- [INSTRUCTIONS FOR THE TASK]
Only the pictures are left out: repeat the rest of the entries exactly.

- [EXERCISE INPUT]
******

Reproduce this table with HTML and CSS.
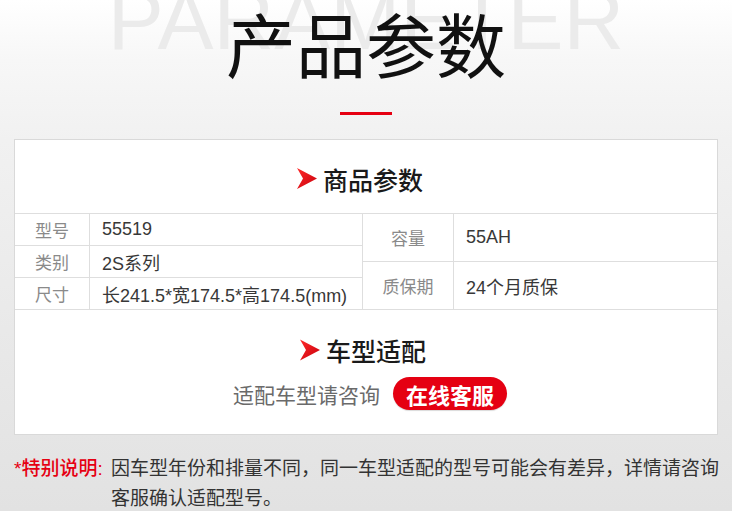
FILE: index.html
```html
<!DOCTYPE html>
<html lang="zh-CN">
<head>
<meta charset="utf-8">
<title>产品参数</title>
<link rel="stylesheet" href="styles.css">
</head>
<body>
<div class="page">
  <header class="hero">
    <div class="watermark">PARAMETER</div>
    <h1 class="title">产品参数</h1>
    <div class="rule"></div>
  </header>

  <section class="card">
    <div class="sec-head sec-head-top">
      <svg class="arrow" viewBox="0 0 20 21" width="20" height="21" aria-hidden="true">
        <defs>
          <linearGradient id="ag1" x1="0" y1="0" x2="1" y2="1">
            <stop offset="0" stop-color="#ff2a2a"/>
            <stop offset="1" stop-color="#c8000c"/>
          </linearGradient>
        </defs>
        <polygon points="0,0 20,10.5 0,21 6,10.5" fill="url(#ag1)"/>
      </svg>
      <span class="sec-title">商品参数</span>
    </div>

    <div class="specs">
      <div class="specs-col specs-left">
        <div class="row"><div class="lbl lbl-left">型号</div><div class="val">55519</div></div>
        <div class="row"><div class="lbl lbl-left">类别</div><div class="val">2S系列</div></div>
        <div class="row"><div class="lbl lbl-left">尺寸</div><div class="val">长241.5*宽174.5*高174.5(mm)</div></div>
      </div>
      <div class="specs-col specs-right">
        <div class="row row-tall"><div class="lbl lbl-right">容量</div><div class="val">55AH</div></div>
        <div class="row row-tall"><div class="lbl lbl-right">质保期</div><div class="val">24个月质保</div></div>
      </div>
    </div>

    <div class="fit">
      <div class="sec-head sec-head-fit">
        <svg class="arrow" viewBox="0 0 20 21" width="20" height="24" aria-hidden="true">
          <defs>
            <linearGradient id="ag2" x1="0" y1="0" x2="1" y2="1">
              <stop offset="0" stop-color="#ff2a2a"/>
              <stop offset="1" stop-color="#c8000c"/>
            </linearGradient>
          </defs>
          <polygon points="0,0 20,10.5 0,21 6,10.5" fill="url(#ag2)"/>
        </svg>
        <span class="sec-title">车型适配</span>
      </div>
      <div class="fit-line">
        <span class="fit-text">适配车型请咨询</span>
        <a class="btn" href="#">在线客服</a>
      </div>
    </div>
  </section>

  <div class="note">
    <span class="note-lbl">*特别说明:</span>
    <p class="note-text">因车型年份和排量不同，同一车型适配的型号可能会有差异，详情请咨询客服确认适配型号。</p>
  </div>
</div>
</body>
</html>
```

FILE: styles.css
```css
* { box-sizing: border-box; }

html, body {
  margin: 0;
  padding: 0;
}

body {
  width: 732px;
  height: 511px;
  overflow: hidden;
  background: linear-gradient(180deg, #ffffff 0px, #f7f7f7 60px, #f1f1f1 140px, #e9e9e9 330px, #e2e2e2 511px);
  font-family: "Liberation Sans", "Noto Sans CJK SC", sans-serif;
  color: #333;
}

.page {
  width: 732px;
}

/* ---------- hero ---------- */
.hero {
  position: relative;
  height: 139px;
  display: flex;
  flex-direction: column;
  align-items: center;
}

.watermark {
  position: absolute;
  left: 0;
  right: 0;
  top: -22px;
  text-align: center;
  font-family: "Liberation Sans", sans-serif;
  font-size: 84px;
  line-height: 1;
  color: #ebebeb;
  white-space: nowrap;
}

.title {
  position: relative;
  margin: 8px 0 0;
  font-family: "Noto Sans CJK SC", sans-serif;
  font-weight: 400;
  font-size: 70px;
  line-height: 70px;
  color: #111;
}

.rule {
  position: relative;
  margin-top: 34px;
  width: 52px;
  height: 3px;
  background: #e60012;
}

/* ---------- card ---------- */
.card {
  margin: 0 14px;
  background: #fff;
  border: 1px solid #d9d9d9;
}

.sec-head {
  display: flex;
  align-items: center;
  justify-content: center;
  gap: 6px;
}

.sec-head-top {
  height: 74px;
  padding: 4px 12px 0 0;
  border-bottom: 1px solid #dedede;
}

.sec-title {
  font-family: "Noto Sans CJK SC", sans-serif;
  font-weight: 500;
  font-size: 25px;
  line-height: 26px;
  color: #1a1a1a;
}

.arrow {
  display: block;
  flex: none;
}

/* specs table */
.specs {
  display: flex;
  border-bottom: 1px solid #dedede;
}

.specs-col {
  display: flex;
  flex-direction: column;
}

.specs-left {
  width: 348px;
  border-right: 1px solid #dedede;
}

.specs-right {
  flex: 1;
}

.row {
  display: flex;
  height: 32px;
  border-bottom: 1px solid #dedede;
}

.row:last-child {
  border-bottom: none;
  height: 31px;
}

.row-tall {
  height: 48px;
}

.row-tall:last-child {
  height: 47px;
}

.lbl {
  display: flex;
  align-items: center;
  justify-content: center;
  font-size: 17px;
  color: #8a8a8a;
  border-right: 1px solid #dedede;
  flex: none;
}

.lbl-left { width: 75px; }
.lbl-right { width: 91px; }

.val {
  display: flex;
  align-items: center;
  padding-left: 12px;
  font-size: 18px;
  color: #383838;
  white-space: nowrap;
}

/* fit section */
.fit {
  padding: 27px 0 24px;
}

.sec-head-fit {
  padding-right: 6px;
}

.fit-line {
  margin-top: 14px;
  display: flex;
  align-items: center;
  justify-content: center;
  gap: 13px;
  padding-left: 8px;
}

.fit-text {
  font-size: 21px;
  color: #6a6a6a;
}

.btn {
  display: flex;
  align-items: center;
  justify-content: center;
  width: 114px;
  height: 33px;
  border-radius: 17px;
  background: #e50012;
  color: #fff;
  font-family: "Noto Sans CJK SC", sans-serif;
  font-weight: 700;
  font-size: 22px;
  text-decoration: none;
  box-shadow: 0 1px 1px rgba(0,0,0,0.15);
}

/* note */
.note {
  display: flex;
  margin-top: 19px;
  padding: 0 12px 0 14px;
  font-size: 19px;
  line-height: 30px;
}

.note-lbl {
  flex: none;
  width: 97px;
  color: #e60012;
  font-weight: 500;
  white-space: nowrap;
}

.note-text {
  margin: 0;
  flex: 1;
  color: #333;
}
```
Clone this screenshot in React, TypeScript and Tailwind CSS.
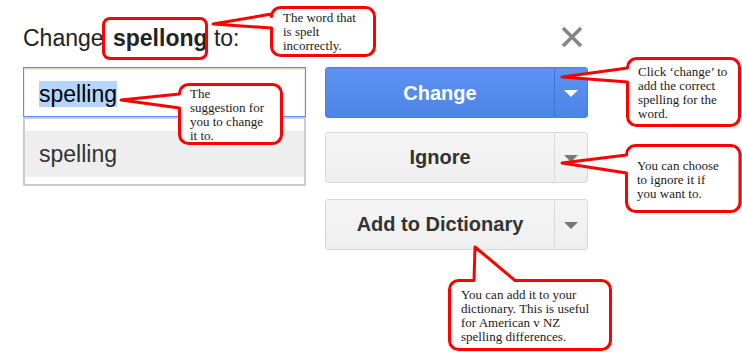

******

- [EXPECTED ANSWER]
Reproduce this table with HTML and CSS.
FILE: index.html
```html
<!DOCTYPE html>
<html lang="zh-CN">
<head>
<meta charset="utf-8">
<title>产品参数</title>
<link rel="stylesheet" href="styles.css">
</head>
<body>
<div class="page">
  <header class="hero">
    <div class="watermark">PARAMETER</div>
    <h1 class="title">产品参数</h1>
    <div class="rule"></div>
  </header>

  <section class="card">
    <div class="sec-head sec-head-top">
      <svg class="arrow" viewBox="0 0 20 21" width="20" height="21" aria-hidden="true">
        <defs>
          <linearGradient id="ag1" x1="0" y1="0" x2="1" y2="1">
            <stop offset="0" stop-color="#ff2a2a"/>
            <stop offset="1" stop-color="#c8000c"/>
          </linearGradient>
        </defs>
        <polygon points="0,0 20,10.5 0,21 6,10.5" fill="url(#ag1)"/>
      </svg>
      <span class="sec-title">商品参数</span>
    </div>

    <div class="specs">
      <div class="specs-col specs-left">
        <div class="row"><div class="lbl lbl-left">型号</div><div class="val">55519</div></div>
        <div class="row"><div class="lbl lbl-left">类别</div><div class="val">2S系列</div></div>
        <div class="row"><div class="lbl lbl-left">尺寸</div><div class="val">长241.5*宽174.5*高174.5(mm)</div></div>
      </div>
      <div class="specs-col specs-right">
        <div class="row row-tall"><div class="lbl lbl-right">容量</div><div class="val">55AH</div></div>
        <div class="row row-tall"><div class="lbl lbl-right">质保期</div><div class="val">24个月质保</div></div>
      </div>
    </div>

    <div class="fit">
      <div class="sec-head sec-head-fit">
        <svg class="arrow" viewBox="0 0 20 21" width="20" height="24" aria-hidden="true">
          <defs>
            <linearGradient id="ag2" x1="0" y1="0" x2="1" y2="1">
              <stop offset="0" stop-color="#ff2a2a"/>
              <stop offset="1" stop-color="#c8000c"/>
            </linearGradient>
          </defs>
          <polygon points="0,0 20,10.5 0,21 6,10.5" fill="url(#ag2)"/>
        </svg>
        <span class="sec-title">车型适配</span>
      </div>
      <div class="fit-line">
        <span class="fit-text">适配车型请咨询</span>
        <a class="btn" href="#">在线客服</a>
      </div>
    </div>
  </section>

  <div class="note">
    <span class="note-lbl">*特别说明:</span>
    <p class="note-text">因车型年份和排量不同，同一车型适配的型号可能会有差异，详情请咨询客服确认适配型号。</p>
  </div>
</div>
</body>
</html>
```

FILE: styles.css
```css
* { box-sizing: border-box; }

html, body {
  margin: 0;
  padding: 0;
}

body {
  width: 732px;
  height: 511px;
  overflow: hidden;
  background: linear-gradient(180deg, #ffffff 0px, #f7f7f7 60px, #f1f1f1 140px, #e9e9e9 330px, #e2e2e2 511px);
  font-family: "Liberation Sans", "Noto Sans CJK SC", sans-serif;
  color: #333;
}

.page {
  width: 732px;
}

/* ---------- hero ---------- */
.hero {
  position: relative;
  height: 139px;
  display: flex;
  flex-direction: column;
  align-items: center;
}

.watermark {
  position: absolute;
  left: 0;
  right: 0;
  top: -22px;
  text-align: center;
  font-family: "Liberation Sans", sans-serif;
  font-size: 84px;
  line-height: 1;
  color: #ebebeb;
  white-space: nowrap;
}

.title {
  position: relative;
  margin: 8px 0 0;
  font-family: "Noto Sans CJK SC", sans-serif;
  font-weight: 400;
  font-size: 70px;
  line-height: 70px;
  color: #111;
}

.rule {
  position: relative;
  margin-top: 34px;
  width: 52px;
  height: 3px;
  background: #e60012;
}

/* ---------- card ---------- */
.card {
  margin: 0 14px;
  background: #fff;
  border: 1px solid #d9d9d9;
}

.sec-head {
  display: flex;
  align-items: center;
  justify-content: center;
  gap: 6px;
}

.sec-head-top {
  height: 74px;
  padding: 4px 12px 0 0;
  border-bottom: 1px solid #dedede;
}

.sec-title {
  font-family: "Noto Sans CJK SC", sans-serif;
  font-weight: 500;
  font-size: 25px;
  line-height: 26px;
  color: #1a1a1a;
}

.arrow {
  display: block;
  flex: none;
}

/* specs table */
.specs {
  display: flex;
  border-bottom: 1px solid #dedede;
}

.specs-col {
  display: flex;
  flex-direction: column;
}

.specs-left {
  width: 348px;
  border-right: 1px solid #dedede;
}

.specs-right {
  flex: 1;
}

.row {
  display: flex;
  height: 32px;
  border-bottom: 1px solid #dedede;
}

.row:last-child {
  border-bottom: none;
  height: 31px;
}

.row-tall {
  height: 48px;
}

.row-tall:last-child {
  height: 47px;
}

.lbl {
  display: flex;
  align-items: center;
  justify-content: center;
  font-size: 17px;
  color: #8a8a8a;
  border-right: 1px solid #dedede;
  flex: none;
}

.lbl-left { width: 75px; }
.lbl-right { width: 91px; }

.val {
  display: flex;
  align-items: center;
  padding-left: 12px;
  font-size: 18px;
  color: #383838;
  white-space: nowrap;
}

/* fit section */
.fit {
  padding: 27px 0 24px;
}

.sec-head-fit {
  padding-right: 6px;
}

.fit-line {
  margin-top: 14px;
  display: flex;
  align-items: center;
  justify-content: center;
  gap: 13px;
  padding-left: 8px;
}

.fit-text {
  font-size: 21px;
  color: #6a6a6a;
}

.btn {
  display: flex;
  align-items: center;
  justify-content: center;
  width: 114px;
  height: 33px;
  border-radius: 17px;
  background: #e50012;
  color: #fff;
  font-family: "Noto Sans CJK SC", sans-serif;
  font-weight: 700;
  font-size: 22px;
  text-decoration: none;
  box-shadow: 0 1px 1px rgba(0,0,0,0.15);
}

/* note */
.note {
  display: flex;
  margin-top: 19px;
  padding: 0 12px 0 14px;
  font-size: 19px;
  line-height: 30px;
}

.note-lbl {
  flex: none;
  width: 97px;
  color: #e60012;
  font-weight: 500;
  white-space: nowrap;
}

.note-text {
  margin: 0;
  flex: 1;
  color: #333;
}
```
Clone this screenshot in React, TypeScript and Tailwind CSS.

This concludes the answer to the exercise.